Atlantic City attracted extreme behaviour, which is surely what inspired HBO to commission an eponymous series - airing on SKY Atlantic HD in February - based on part of Johnson's book. No money or effort was spared. Martin Scorsese directed the pilot, the writer comes from The Sopranos, and among the stars are Steve Buscemi and Scotland's own Kelly Macdonald. But don't confuse the mediums. Johnson's expertise and interests - politics and the law - inform the book, making this a very particular history, and sometimes a bit dry. There are only brief mentions of things we identify with the seaside city, such as the Miss America Contest, and the performers - Sinatra, Martin and Lewis - who found fame in Skinny D'Amato's 500 Club.

Atlantic City was the brainchild of country doctor Jonathan Pitney, who dreamed of making his fortune outside of medicine. Originally known as "Further Island", and a camp ground for Native Americans, Atlantic City was beautiful, but insect infested. Nevertheless, from the mid-19th century, Pitney campaigned to transform it into a health spa for wealthy travellers.

Key to this was establishing a rail link to Philadelphia, Pennsylvania, the nearest city, where people went to "handle important matters". But despite the famous Mainline society scene, it was also a bustling factory town. So when the resort took off, it did not become a Mecca for the wealthy, but for hordes of blue collar workers keen for a day away from machines and urban grime.This huge influx created a demand for cooks, bottle washers, maids, and so on, and Johnson argues that Atlantic City owes its continued existence to the African-American community. Many of them were newly freed slaves, and even before the First World War, Atlantic City was "the most 'Black' city in the North". But this didn't translate into social mobility. "As Blacks grew in numbers, the racial attitude of Atlantic City's Whites hardened."

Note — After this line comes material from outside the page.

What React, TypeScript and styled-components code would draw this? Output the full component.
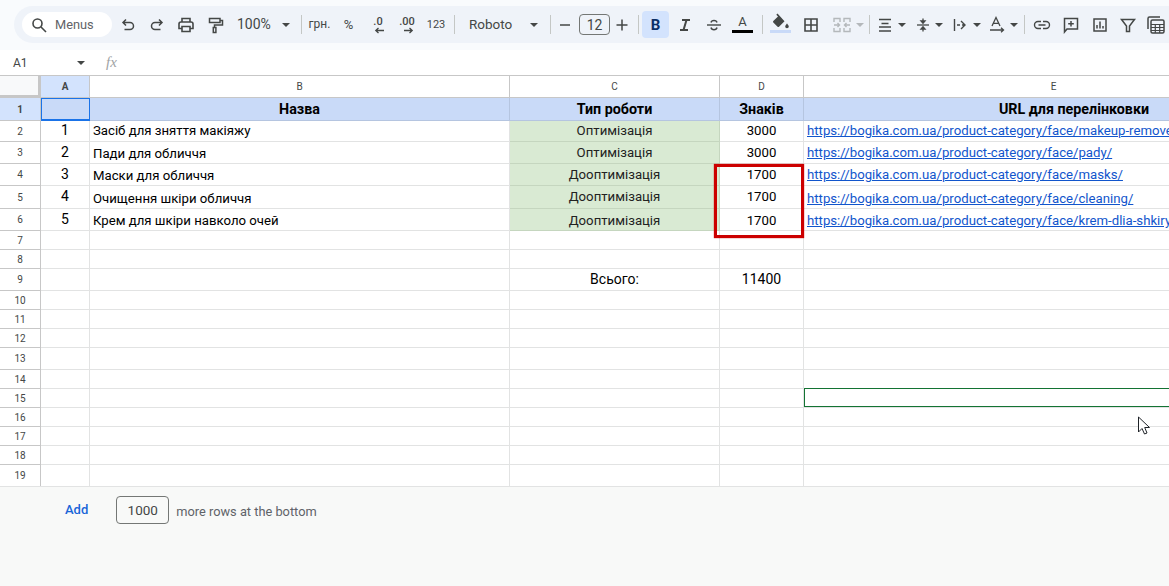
import React from "react";
import styled, { createGlobalStyle } from "styled-components";

const Global = createGlobalStyle`
  html, body { margin: 0; padding: 0; background: #fff; overflow: hidden; }
  body { font-family: Roboto, "Liberation Sans", sans-serif; color: #000; }
`;

const Page = styled.div`
  width: 1169px; height: 586px; display: flex; flex-direction: column; overflow: hidden; position: relative; background: #fff;
`;
const TopBar = styled.div`
  height: 50px; flex: none; background: #f9fbfd; padding: 6px 0 0 14px; box-sizing: border-box; overflow: hidden;
`;
const Toolbar = styled.div`
  width: 1300px; height: 37px; background: #eff3f9; border-radius: 19px 0 0 19px; display: flex; align-items: center; padding-left: 8px; box-sizing: border-box; color: #444746;
`;
const SearchPill = styled.div`
  width: 90px; height: 25px; border-radius: 13px; background: #fff; display: flex; align-items: center; flex: none; padding-left: 8px; box-sizing: border-box; gap: 7px; font-size: 12.8px; color: #5f6368; margin-right: 1px;
`;
const Tool = styled.div<{ $w?: number; $gap?: number }>`
  width: ${p => p.$w ?? 29}px; height: 27px; flex: none; display: flex; align-items: center; justify-content: center; gap: ${p => p.$gap ?? 0}px; color: #444746; font-size: 13px; position: relative;
`;
const LabelTool = styled(Tool)<{ $pad: number }>`
  justify-content: flex-start; padding-left: ${p => p.$pad}px; box-sizing: border-box;
`;
const BoldTool = styled(Tool)`
  background: #d3e3fd; border-radius: 4px; color: #0b2f66; margin-right: 1px; font-weight: 700; font-size: 15px;
`;
const Sep = styled.div<{ $l?: number; $r?: number }>`
  width: 1px; height: 19px; background: #c4c7c5; flex: none; margin: 0 ${p => p.$r ?? 3}px 0 ${p => p.$l ?? 3}px;
`;
const ToolText = styled.span<{ $size?: number; $gap?: number }>`
  font-size: ${p => p.$size ?? 13}px; color: #444746; white-space: nowrap; margin: -1px ${p => p.$gap ?? 0}px 0 0;
`;
const ColorLetter = styled.span`
  font-size: 13px; color: #444746; margin-top: -6px; line-height: 14px;
`;
const Caret = styled.i<{ $dim?: boolean }>`
  display: block; flex: none; width: 0; height: 0; border-left: 4px solid transparent; border-right: 4px solid transparent; border-top: 4px solid ${p => (p.$dim ? "#b4b8bb" : "#444746")};
`;
const FontBox = styled.div`
  width: 31px; height: 21px; border: 1px solid #747775; border-radius: 4px; box-sizing: border-box; display: flex; align-items: center; justify-content: center; font-size: 14px; flex: none; color: #444746; margin: 0 1px 0 4px;
`;
const ColorBar = styled.i<{ $c: string }>`
  position: absolute; left: 4px; right: 4px; bottom: 5px; height: 3px; background: ${p => p.$c};
`;
const FillHolder = styled.span`
  margin-top: -8px; display: flex;
`;
const FormulaBar = styled.div`
  height: 25px; flex: none; background: #fff; display: flex; align-items: center; font-size: 12px; color: #222;
`;
const NameBox = styled.div`
  width: 92px; padding: 0 7px 0 13px; box-sizing: border-box; display: flex; align-items: center; justify-content: space-between; color: #444746;
`;
const Fx = styled.span`
  font-family: "Liberation Serif", serif; font-style: italic; font-size: 15px; color: #a0a3a5; margin-left: 14px;
`;
const Sheet = styled.div`
  display: grid; flex: none; width: 1169px; overflow: hidden; position: relative;
  grid-template-columns: 41px 49px 420px 210px 84px 500px;
  grid-template-rows: 22px 23px 21px 22px 22px 23px 22px 19px 19px 22px 19px 19px 19px 22px 19px 19px 19px 19px 19px 22px;
  border-top: 1px solid #c7c7c7; height: 411px; box-sizing: border-box;
`;
const Cell = styled.div<{ $align?: string; $size?: number; $top?: number }>`
  box-sizing: border-box; border-right: 1px solid #e2e3e3; border-bottom: 1px solid #e2e3e3;
  background: #fff; text-align: ${p => p.$align ?? "left"}; white-space: nowrap; overflow: hidden;
  font-size: ${p => p.$size ?? 13.2}px; line-height: 19px; padding: ${p => p.$top ?? 0}px 3px 0; min-width: 0; color: #000;
`;
const GreenCell = styled(Cell)`
  background: #d9ead3; border-color: #c5d6bf; text-align: center; color: #222;
`;
const TitleCell = styled(Cell)`
  background: #c9daf8; border-color: #b5c5e0; font-weight: 700; font-size: 14.3px; text-align: center; line-height: 23px;
`;
const TitleUrlCell = styled(TitleCell)`
  padding-left: 44px;
`;
const ActiveA = styled(TitleCell)`
  border: 1px solid #1a73e8; border-bottom-width: 2px;
`;
const ColHead = styled.div<{ $active?: boolean }>`
  box-sizing: border-box; border-right: 1px solid #c7c7c7; border-bottom: 1px solid #c7c7c7;
  background: ${p => (p.$active ? "#d3e3fd" : "#fff")}; font-size: 10px; font-weight: ${p => (p.$active ? 700 : 400)};
  display: flex; align-items: center; justify-content: center; color: #444746;
`;
const Corner = styled.div`
  box-sizing: border-box; background: #f8f9fa; border-right: 3px solid #c7c7c7; border-bottom: 3px solid #c7c7c7;
`;
const RowHead = styled(ColHead)``;
const Link = styled.span`
  color: #1155cc; text-decoration: underline;
`;
const RedBox = styled.div`
  position: absolute; left: 714px; top: 88px; width: 90px; height: 74px; border: 3px solid #cc0000; box-sizing: border-box; pointer-events: none; box-shadow: 0 0 1px #cc0000;
`;
const GreenBox = styled.div`
  position: absolute; left: 804px; top: 312px; width: 380px; height: 19px; border: 1px solid #137333; box-sizing: border-box;
`;
const Cursor = styled.svg`
  position: absolute; left: 1137px; top: 416px;
`;
const Footer = styled.div`
  flex: 1; background: #f8f9f8; border-top: 1px solid #e2e3e3; display: flex; align-items: flex-start; padding: 9px 0 0 65px; font-size: 12.8px; color: #5f6368; box-sizing: border-box;
`;
const AddLink = styled.span`
  color: #1a66d8; font-weight: 500; margin-right: 28px; line-height: 28px; font-size: 13px;
`;
const RowsInput = styled.div`
  width: 53px; height: 28px; border: 1px solid #747775; border-radius: 4px; box-sizing: border-box; display: flex; align-items: center; justify-content: center; font-size: 13.5px; color: #444746; margin-right: 7px;
`;
const FooterText = styled.span`
  line-height: 32px;
`;

const Ico = ({ w = 18, h = 18, sw = 1.5, c = "#444746", children }: { w?: number; h?: number; sw?: number; c?: string; children: React.ReactNode }) => (
  <svg width={w} height={h} viewBox={`0 0 ${w} ${h}`} fill="none" stroke={c} strokeWidth={sw}>{children}</svg>
);

const SearchI = () => <Ico sw={1.6}><circle cx="7.500" cy="7.500" r="4.500" /><path d="m11 11 5 5" /></Ico>;
const UndoI = () => <Ico><path d="M7 3.500 4 6.500l3 3M4 6.500h7a3.500 3.500 0 0 1 0 7H5.500" /></Ico>;
const RedoI = () => <Ico><path d="m11 3.500 3 3-3 3M14 6.500H7a3.500 3.500 0 0 0 0 7h5.500" /></Ico>;
const PrintI = () => (
  <Ico w={18} h={18} sw={1.6}>
    <path d="M5 6V2.500h8V6M5 12.500H2V8a2 2 0 0 1 2-2h10a2 2 0 0 1 2 2v4.500h-3" />
    <path d="M5 10.500h8v5H5z" />
  </Ico>
);
const PaintI = () => (
  <Ico sw={1.5}>
    <path d="M3.500 2.500h10.500v4H3.500z" />
    <path d="M14 4.500h2.500v4.500H8.500v2.500" />
    <path d="M7.300 11.500h2.600v5H7.300z" />
  </Ico>
);
const Minus = () => <Ico w={14} h={14}><path d="M2 7h10" /></Ico>;
const Plus = () => <Ico w={14} h={14}><path d="M1.500 7h11M7 1.500v11" /></Ico>;
const Italic = () => <Ico w={14} h={14} sw={2}><path d="M4 2h8M2 12h8M8.500 2l-3 10" /></Ico>;
const Strike = () => (
  <Ico sw={1.4}>
    <path d="M2 9h14" />
    <path d="M6 6.500C6.300 5 7.500 4.500 9 4.500s2.700.6 3 2M12 11.500c-.3 1.500-1.500 2.200-3 2.200s-2.700-.7-3-2.200" />
  </Ico>
);
const FillI = () => (
  <svg width="18" height="16" viewBox="0 0 18 16" fill="#444746">
    <path d="M5.500.5 4.300 1.700l1.700 1.700L1.300 8c-.4.400-.4 1 0 1.400l4.300 4.300c.4.400 1 .4 1.400 0l5.500-5.500z" />
    <path d="M15 10.500s-1.800 2-1.800 3a1.800 1.800 0 0 0 3.600 0c0-1-1.800-3-1.800-3z" />
  </svg>
);
const BorderI = () => <Ico sw={1.6}><path d="M3 3h12v12H3zM9 3v12M3 9h12" /></Ico>;
const Merge = () => (
  <Ico w={20} h={18} sw={1.4} c="#b4b8bb">
    <path d="M2 6V2.500h6V6M2 12v3.500h6V12M12 6V2.500h6V6M12 12v3.500h6V12M2 9h5M5.500 7l2 2-2 2M18 9h-5M14.500 7l-2 2 2 2" />
  </Ico>
);
const AlignI = () => <Ico w={16} h={16} sw={1.4}><path d="M2 2.500h12M4.500 6.500h7M2 10h12M2 14h12" /></Ico>;
const VAlignI = () => (
  <Ico w={16} h={18} sw={1.3}>
    <path d="M2 9h12" />
    <path d="M8 2.500V6.500M8 11.500v4" />
    <path d="M6 5h4L8 7.200zM6 13h4l-2-2.200z" fill="#444746" />
  </Ico>
);
const WrapI = () => (
  <Ico sw={1.4}>
    <path d="M3.500 3v12M6 9h3M11 9h2.500M10 5l4 4-4 4" />
  </Ico>
);
const RotateI = () => (
  <svg width="18" height="20" viewBox="0 0 18 20" fill="none" stroke="#444746" strokeWidth="1.300">
    <path d="M4 11 8 2.500 12 11M5.300 8.300h5.400" />
    <path d="M2 15h13M13 12.800l2.500 2.200-2.500 2.200" />
  </svg>
);
const LinkI = () => (
  <Ico w={18} h={12} sw={1.4}>
    <path d="M8 2.500H5a3.500 3.500 0 0 0 0 7h3M10 2.500h3a3.500 3.500 0 0 1 0 7h-3M5.500 6h7" />
  </Ico>
);
const CommentI = () => (
  <Ico sw={1.5}>
    <path d="M2.500 2.500h13v10.500H5l-2.500 3z" />
    <path d="M9 5v5.500M6.200 7.700h5.600" />
  </Ico>
);
const ChartI = () => (
  <Ico sw={1.5}>
    <path d="M3 3h12v12H3z" />
    <path d="M6 12.500V9M9 12.500V5.500M12 12.500V10" />
  </Ico>
);
const FilterI = () => <Ico sw={1.5}><path d="M2.500 3.500h13L10.500 10v5.500h-3V10z" /></Ico>;
const FuncI = () => (
  <Ico w={20} h={20} sw={1.5}>
    <path d="M2 14V3.500A1.500 1.500 0 0 1 3.500 2H14" />
    <rect x="5" y="5" width="13" height="13" rx="1.500" />
    <path d="M5 9.500h13M5 12.500h13M5 15.500h13M9.300 9.500V18M13.700 9.500V18" strokeWidth="1.200" />
  </Ico>
);
const DecIcon = ({ label, right }: { label: string; right?: boolean }) => (
  <svg width="24" height="20" viewBox="0 0 24 20" fill="none">
    <text x="12" y="10" textAnchor="middle" fontSize="11" fontFamily="Roboto" fontWeight="500" fill="#444746">{label}</text>
    {right
      ? <path d="M9 15.500h8M14.500 13l2.700 2.500-2.700 2.500" stroke="#444746" strokeWidth="1.300" />
      : <path d="M18 15.500h-8M12.500 13l-2.700 2.500 2.700 2.500" stroke="#444746" strokeWidth="1.300" />}
  </svg>
);

const rowData: { n: number; name: string; type: string; count: number; url: string; tops: number[] }[] = [
  { n: 1, name: "Засіб для зняття макіяжу", type: "Оптимізація", count: 3000, url: "https://bogika.com.ua/product-category/face/makeup-remover/", tops: [0, 0, 0] },
  { n: 2, name: "Пади для обличчя", type: "Оптимізація", count: 3000, url: "https://bogika.com.ua/product-category/face/pady/", tops: [1, 2, 1] },
  { n: 3, name: "Маски для обличчя", type: "Дооптимізація", count: 1700, url: "https://bogika.com.ua/product-category/face/masks/", tops: [1, 2, 1] },
  { n: 4, name: "Очищення шкіри обличчя", type: "Дооптимізація", count: 1700, url: "https://bogika.com.ua/product-category/face/cleaning/", tops: [1, 3, 3] },
  { n: 5, name: "Крем для шкіри навколо очей", type: "Дооптимізація", count: 1700, url: "https://bogika.com.ua/product-category/face/krem-dlia-shkiry-navkolo-ochei/", tops: [1, 2, 2] },
];

const emptyRows = [7, 8, 9, 10, 11, 12, 13, 14, 15, 16, 17, 18, 19];

export default function App() {
  return (
    <Page>
      <Global />
      <TopBar>
        <Toolbar>
          <SearchPill><SearchI />Menus</SearchPill>
          <Tool><UndoI /></Tool>
          <Tool><RedoI /></Tool>
          <Tool><PrintI /></Tool>
          <Tool><PaintI /></Tool>
          <LabelTool $w={67} $pad={8}><ToolText $size={14} $gap={11}>100%</ToolText><Caret /></LabelTool>
          <Sep $l={5} />
          <Tool><ToolText $size={12}>грн.</ToolText></Tool>
          <Tool><ToolText>%</ToolText></Tool>
          <Tool><DecIcon label=".0" /></Tool>
          <Tool><DecIcon label=".00" right /></Tool>
          <Tool $w={30}><ToolText $size={11}>123</ToolText></Tool>
          <Sep />
          <LabelTool $w={91} $pad={11}><ToolText $size={13.5} $gap={18}>Roboto</ToolText><Caret /></LabelTool>
          <Sep $l={1} $r={4} />
          <Tool $w={20}><Minus /></Tool>
          <FontBox>12</FontBox>
          <Tool $w={22}><Plus /></Tool>
          <Sep $l={5} />
          <BoldTool $w={27}>B</BoldTool>
          <Tool><Italic /></Tool>
          <Tool><Strike /></Tool>
          <Tool><ColorLetter>A</ColorLetter><ColorBar $c="#000" /></Tool>
          <Sep $l={5} />
          <Tool><FillHolder><FillI /></FillHolder><ColorBar $c="#c9daf8" /></Tool>
          <Tool $w={31}><BorderI /></Tool>
          <Tool $w={43} $gap={4}><Merge /><Caret $dim /></Tool>
          <Sep $l={0} />
          <Tool $w={37} $gap={5}><AlignI /><Caret /></Tool>
          <Tool $w={37} $gap={4}><VAlignI /><Caret /></Tool>
          <Tool $w={37} $gap={4}><WrapI /><Caret /></Tool>
          <Tool $w={37} $gap={4}><RotateI /><Caret /></Tool>
          <Sep />
          <Tool $w={28}><LinkI /></Tool>
          <Tool><CommentI /></Tool>
          <Tool><ChartI /></Tool>
          <Tool $w={28}><FilterI /></Tool>
          <Tool $w={27}><FuncI /></Tool>
        </Toolbar>
      </TopBar>
      <FormulaBar>
        <NameBox>A1<Caret /></NameBox>
        <Fx>fx</Fx>
      </FormulaBar>
      <Sheet>
        <Corner />
        <ColHead $active>A</ColHead>
        <ColHead>B</ColHead>
        <ColHead>C</ColHead>
        <ColHead>D</ColHead>
        <ColHead>E</ColHead>

        <RowHead $active>1</RowHead>
        <ActiveA />
        <TitleCell>Назва</TitleCell>
        <TitleCell>Тип роботи</TitleCell>
        <TitleCell>Знаків</TitleCell>
        <TitleUrlCell>URL для перелінковки</TitleUrlCell>

        {rowData.map(({ n, name, type, count, url, tops }, i) => (
          <React.Fragment key={n}>
            <RowHead>{i + 2}</RowHead>
            <Cell $align="center" $size={14} $top={tops[0]}>{n}</Cell>
            <Cell $top={tops[1]}>{name}</Cell>
            <GreenCell $top={i === 4 ? 2 : tops[0]}>{type}</GreenCell>
            <Cell $align="center" $top={i === 4 ? 2 : tops[0]}>{count}</Cell>
            <Cell $top={tops[2]}><Link>{url}</Link></Cell>
          </React.Fragment>
        ))}

        {emptyRows.map(r => (
          <React.Fragment key={r}>
            <RowHead>{r}</RowHead>
            <Cell />
            <Cell />
            <Cell $align="center" $size={14} $top={1}>{r === 9 ? "Всього:" : ""}</Cell>
            <Cell $align="center" $size={14} $top={1}>{r === 9 ? "11400" : ""}</Cell>
            <Cell />
          </React.Fragment>
        ))}
        <RedBox />
        <GreenBox />
      </Sheet>
      <Footer>
        <AddLink>Add</AddLink>
        <RowsInput>1000</RowsInput>
        <FooterText>more rows at the bottom</FooterText>
      </Footer>
      <Cursor width="14" height="20" viewBox="0 0 14 20">
        <path d="M1.500 1v15l3.500-3.500 2.500 5.500 2.500-1-2.300-5.500h4.800z" fill="#fff" stroke="#1f2328" strokeWidth="1" />
      </Cursor>
    </Page>
  );
}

The Republican Party dominated Atlantic City for the first 70 years of the 20th century, but the resort was ruled by a partnership of politicians and racketeers who were virtually indistinguishable. One of the most colourful was Enoch "Nucky" Johnson, whose reign lasted 30 years, reaching its acme during Prohibition. A large and imposing man with a penchant for lavender and chocolate suits, he spent hours of every day dispensing alms to the city's poor from his bathchair.

Johnson (no relation to the author), like Louis "The Commodore" Kuehnle before him, ran Atlantic City as a patriarchy. If you were down on your luck, if your child was hungry, if you needed medicine or lacked funds to bury your husband, Nucky rode in like the cavalry and smoothed out all the bumps.

But the trouble with patriarchies is that you have to do what Daddy says. The mandatory payback for all this TLC was a strictly enforced system of tithing that ensured a steady stream of funds for the Republican Party. "In order to keep their jobs, city and county workers had to kick back from one to seven percent of their salary to the local Republican Party," writes Johnson. Even racketeers had to pay protection money, so there wasn't a whorehouse, gambling den or illegal saloon that wasn't in Nucky's debt.

So corrupt was the city that when Lucky Luciano, a mate of Nucky's, called the first ever convention of American mobsters, they didn't waste time debating where to meet, but had Nucky book them into Atlantic City's finest hotel. Business was conducted on the ocean-front. "Once they reached the sand, they took off their shoes and socks, rolled their pant legs up to their knees, and strolled along the water's edge discussing their business in complete privacy."

With the repeal of Prohibition, Atlantic City's fortunes waned. By the time of the 1964 Democratic Convention the place was a shambles, causing the politicians not a little embarrassment.

Johnson explains how this decline led to the introduction of legalised gambling, offering insights into the workings of Resorts International - which started out as a company that sold paint - and laying bare the debt Donald Trump owes to his father, Fred, for laying the foundations for his empire.

Anyone interested in the political and social history of New Jersey will find much to admire here, but I suspect there will be an even greater audience for the HBO series.

For as Dr Pitney discovered, and Nucky Johnson encouraged, there's just no dampening people's baser instincts.